Como avaliam o desempenho da Câmara Municipal de Leiria na interpretação e gestão do espaço público ao longo dos últimos anos?
Mais uma vez, isto é uma questão para todos e todas as leirienses e não particularmente para nós. Na nossa relação com a CML nem sempre as prioridades que vimos, nomeadamente no centro cívico, foram aquelas que procuramos e defendemos e que se prendiam exactamente com o criar espaços de participação e auscultação para os moradores. Muitas vezes esta falta de conteúdo partilhado é encoberta com emblemas institucionais, sem que correspondam à verdadeira vivência da cidade. É algo que também a Campanha Inaugural aborda quando utiliza essas ferramentas do poder em espaços muito pouco institucionais. Interessou-nos falar dessas dinâmicas mais do que de um caso ou local em particular. Em qualquer caso, isto é uma discussão mais abrangente, que diz respeito não só a Leiria e que precisa de ser a mais vozes.

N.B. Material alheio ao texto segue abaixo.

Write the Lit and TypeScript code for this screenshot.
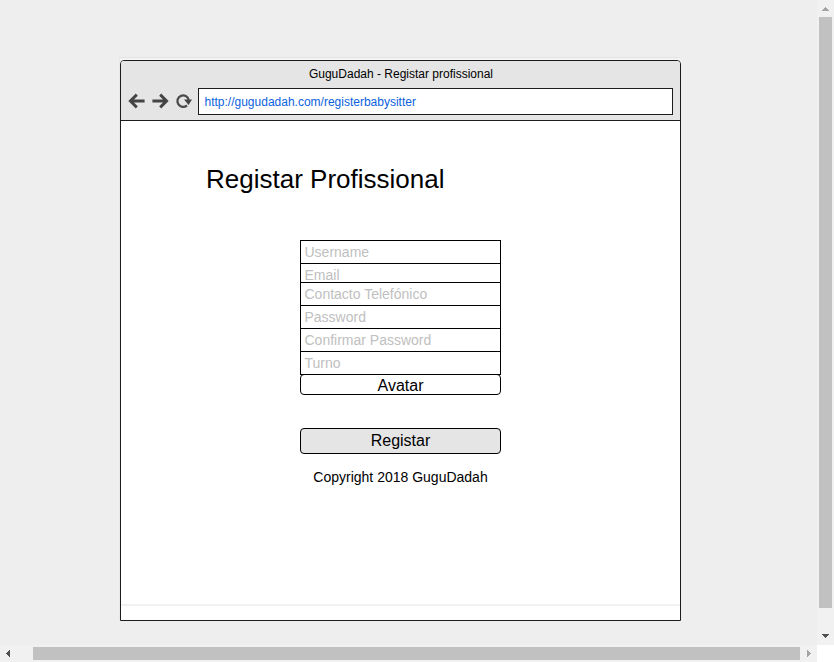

Com que missão o colectivo Til existe?
O colectivo não tem uma “missão”. Sendo um colectivo, somos fruto de várias vontades, motivações, interesses e opiniões que aqui se unem para se estimularem mutuamente e co-criar, o que é um processo muito rico. Há também um conjunto de afinidades que podemos dizer que nos movem a todos. Acima de tudo o aprender fazendo, a prática como forma de aprender, questionar e reinventar. Depois acreditamos em trabalhar segundo um conjunto de linhas orientadoras que incluem temas como a ecologia dos materiais, os processos inclusivos e participados ou a economia circular.